American anticommunists had long obsessed about Vietnam, writes Wawro, director of the Military History Center at the University of North Texas and author of Quicksand: America’s Pursuit of Power in the Middle East. A communist-backed insurgency there had expelled French colonialists and threatened Vietnam’s southern half, which remained “free” after a 1954 treaty gave communists control of the north. President Eisenhower sent aid, President Kennedy added thousands of military advisers, and President Johnson sent fighting troops in 1965. It was no secret that South Vietnam’s ramshackle, corrupt, quasi-military government couldn’t get its act together. Unable to fix matters, America simply took over the war—a terrible policy, as Wawro emphasizes throughout. All too aware of China’s disastrous entry into the Korean War, Johnson refused to allow an invasion of North Vietnam and strictly limited bombing. Conservatives fumed (and still fume). In the South, Americans’ aggressive but ineffective “search and destroy” strategy inflicted severe casualties on Vietcong and North Vietnamese forces but even more on Vietnamese civilians, who made up 40% of the dead. In October 1968, with no victory in sight, opposition to the war increasing, and Richard Nixon (promising a secret peace plan) leading polls for the upcoming election, Johnson abruptly agreed to a withdrawal that conceded most of what Hanoi wanted.
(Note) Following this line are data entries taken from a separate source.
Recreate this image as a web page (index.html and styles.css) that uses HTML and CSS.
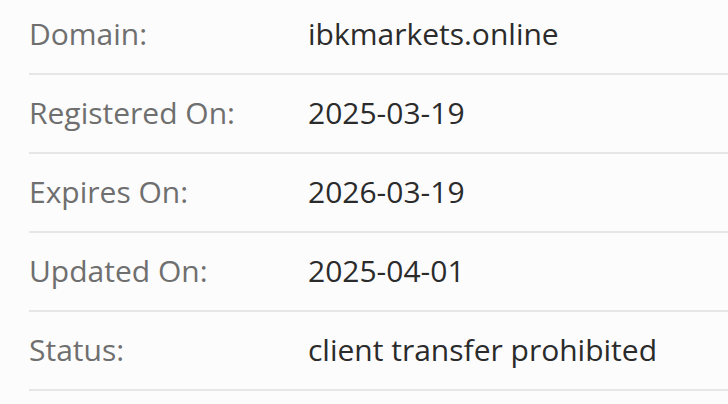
FILE: index.html
```html
<!DOCTYPE html>
<html lang="en">
<head>
<meta charset="utf-8">
<title>Domain info</title>
<link rel="stylesheet" href="styles.css">
</head>
<body>
<div class="info">
  <div class="row"><div class="label">Domain:</div><div class="value">ibkmarkets.online</div></div>
  <div class="row"><div class="label">Registered On:</div><div class="value">2025-03-19</div></div>
  <div class="row"><div class="label">Expires On:</div><div class="value">2026-03-19</div></div>
  <div class="row"><div class="label">Updated On:</div><div class="value">2025-04-01</div></div>
  <div class="row"><div class="label">Status:</div><div class="value">client transfer prohibited</div></div>
</div>
</body>
</html>
```
FILE: styles.css
```css
html, body {
  margin: 0;
  padding: 0;
  background: #fcfcfc;
}
body {
  font-family: "Open Sans", "Liberation Sans", sans-serif;
  font-size: 30px;
  line-height: 40px;
  overflow: hidden;
}
.info {
  margin-top: -4px;
  margin-left: 29px;
}
.row {
  display: grid;
  grid-template-columns: 279px 1fr;
  padding: 18px 0 19px;
  border-bottom: 2px solid #e6e6e6;
}
.label {
  color: #6f6f6f;
}
.value {
  color: #2b2b2b;
  white-space: nowrap;
}
```
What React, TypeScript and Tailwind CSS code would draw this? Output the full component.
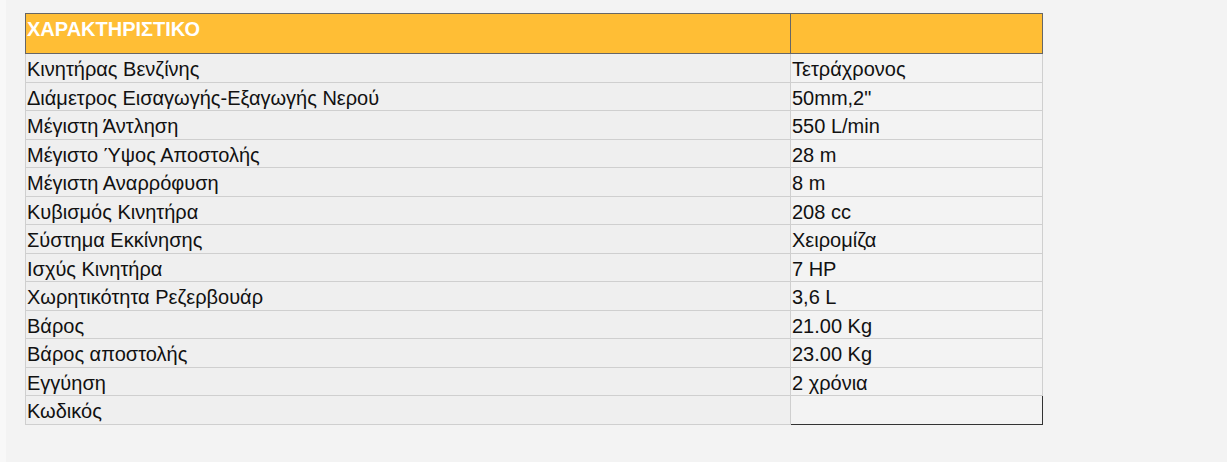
const rows: [string, string][] = [
  ['Κινητήρας Βενζίνης', 'Τετράχρονος'],
  ['Διάμετρος Εισαγωγής-Εξαγωγής Νερού', '50mm,2"'],
  ['Μέγιστη Άντληση', '550 L/min'],
  ['Μέγιστο Ύψος Αποστολής', '28 m'],
  ['Μέγιστη Αναρρόφυση', '8 m'],
  ['Κυβισμός Κινητήρα', '208 cc'],
  ['Σύστημα Εκκίνησης', 'Χειρομίζα'],
  ['Ισχύς Κινητήρα', '7 HP'],
  ['Χωρητικότητα Ρεζερβουάρ', '3,6 L'],
  ['Βάρος', '21.00 Kg'],
  ['Βάρος αποστολής', '23.00 Kg'],
  ['Εγγύηση', '2 χρόνια'],
  ['Κωδικός', ''],
]

// πίνακας χαρακτηριστικών
function SpecTable() {
  return (
    <div className="w-[1018px] text-[20px] leading-[22px] text-[#111]">
      <div className="flex h-[41px] border border-[#666] bg-[#ffbe35] font-bold text-white">
        <div className="w-[765px] border-r border-[#666] px-[1px] pt-[4px]">ΧΑΡΑΚΤΗΡΙΣΤΙΚΟ</div>
        <div className="flex-1" />
      </div>
      {rows.map(([label, value], i) => {
        const last = i === rows.length - 1
        return (
          <div key={label} className="flex h-[28.54px]">
            <div className="w-[766px] border-x border-b border-[#cfcfcf] bg-[#efefef] px-[1px] pt-[4px]">
              {label}
            </div>
            <div
              className={
                last
                  ? 'flex-1 border-r border-b border-[#333] bg-[#f3f3f3] px-[1px] pt-[4px]'
                  : 'flex-1 border-r border-b border-[#cfcfcf] bg-[#f3f3f3] px-[1px] pt-[4px]'
              }
            >
              {value}
            </div>
          </div>
        )
      })}
    </div>
  )
}

export default function App() {
  return (
    <div className="flex h-[462px] w-[1227px] bg-[#f8f8f8] font-['Liberation_Sans',Arial,sans-serif]">
      <div className="w-[6px]" />
      <div className="flex-1 bg-[#f3f3f3] pl-[19px] pt-[13px]">
        <SpecTable />
      </div>
    </div>
  )
}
Wawro maintains that the war could have ended then if Nixon, in what was likely a treasonous act, hadn’t secretly persuaded South Vietnam’s president to refuse to cooperate. As a result, America “would fight on for four more years, condemn 28,000 more American soldiers to death, and end up getting the same deal that Johnson was about to get.” Wawro’s contempt for generations of misguided policies leaps off the page in this worthy rival to Max Hastings’ brilliant Vietnam: An Epic Tragedy.

Among the best Vietnam War histories, and just as painful as the others.